De Longpré died on June 29, 1911, aged only 56, and his family returned to Europe. But his house was still there when Florence moved to the area in 1919. An early attempt to name Prospect Boulevard after de Longpré failed, but he got what later became Florence's street as a consolation prize. I bet she liked the association: de Longpré was, by all accounts, civic-minded, charming, and well-liked, a far cry from the abusive Hollywood moguls she came to despise very quickly: "They do nothing but brag about their power and what they have done for girls, and what they could do for me," Florence wrote disgustedly after a dinner with two of the men in charge, Joe Godsol, Goldwyn's business partner and eventual successor, and Hiram Abrams, managing director of United Artists (to Max, January 9, 1920).

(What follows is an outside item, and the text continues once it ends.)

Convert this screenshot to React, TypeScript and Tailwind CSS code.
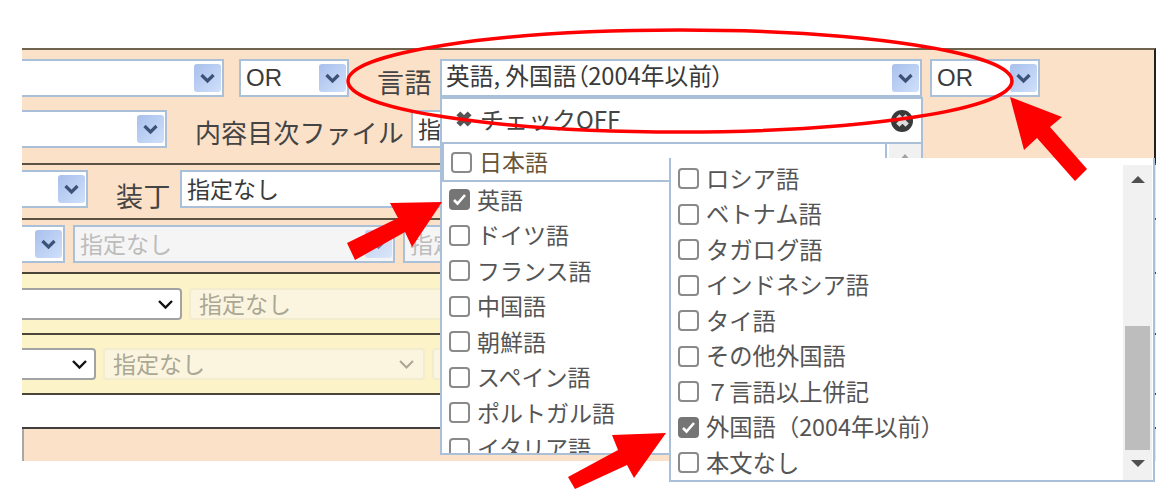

There was ample compensation, though: Florence loved sun-bathed southern California, and she enjoyed her new residence, which at the time overlooked green meadows. Built in 1917, the house sports four units and eight bathrooms; its market value today (it came up for sale at the beginning of last year) is $6 million. Florence lived on the ground floor, in an apartment she had taken care to furnish herself. It was here that, in April 1920, she was visited by Gordon Brooke, a writer for the weekly magazine Picture-Play. Brooke was deeply impressed with her and instantly believed the rumors, actively encouraged by Florence herself, that she was at least partly a "gypsy." (She appears not to have stressed the fact that, on her mother's side, she was of Jewish descent). Brooke admired the silken blinds, the cozy fireplace, the blue carpeting made of soft velvet, and the tasteful furniture (a writing desk, some wicker chairs and a wicker table, the lounge that had an orange throw draped over it), all painted "olive-leaf gray" to match the walls, which were "powdery-gray as though dusted with pollen" and which Florence had decorated with original paintings, one by the neoclassical painter Maxfield Parrish, and a strip of Japanese paper that looked coppery in the electric light.
Of course, I wasn't able to inspect the apartment itself. But seeing the exterior somehow was enough. I had spent so much time with Florence, at least in my imagination, reading her and Max's mail, tracking down references, adding dates where they had omitted them, trying to reconstruct their inner lives. The writer and photographer Wright Morris said that people who have once lived in a house live in it forever: "There's something in the rooms, in the air, that raising the windows won't let out, and something in the yard that you can't rake out of the grass" (The Home Place, 1948). Standing in front of Florence's house, I told myself I could still feel her presence, could see the people who would come there, Max Eastman, who spent the nights with her when he was in town, their window open to the soft breeze, but also Charlie Chaplin, or that half-crazy English actor Reginald Pole, who would drop in "at all times of the day and night" and drone on, comparing Florence to "every known[n] Greek Goddess and Italian Madon[n]a" (January 15, 1920). Theodore Dreiser also stopped by for tea, listening to her rant about Max's "slickness." Were some of the magnolia trees lining DeLongpre still the same ones that Florence and her visitors would have walked under in 1920? Upon closer inspection, the low fence around the small garden plot in front of the house, where the Picture-Play photographer took a picture of Florence's sitting contemplatively next to a little ornamental pond, looks a bit like the fence that is there today.
Hollywood, to be sure, has changed considerably since 1920: said fence is quite a bit higher, the windows on Florence's house are now gated, and there are the inevitable "No Trespassing" signs. But the mild smell of marihuana blanketing DeLongpre might serve as a reminder of the different era of social experimentation fully embraced, so many decades ago, by the politically and sexually liberated Florence, who was legendary for driving her Ford Model T at breakneck speeds all over town (she had a few crashes, too). And, come to think of it, burglars were also very much on Florence's mind at that time, especially when, after reading in the Hollywood papers about a murder that had happened in New York, she discovered her front lock wasn't working properly (to Max, February 12, 1920).
Having stared at Florence's house for a good long while in the waning light of that warm summer evening, I asked a man who was lingering near the fence and looked as if he'd just emerged from the house if I could take some pictures. "Go right ahead, buddy." I walked as close to the house as I dared, rushing to capture at least some of what I had seen before the sun went down. When I was done, I thanked the man profusely. "Okay," he said, taking a drag from what I now realized probably wasn't a cigarette. "It's not my house, you know."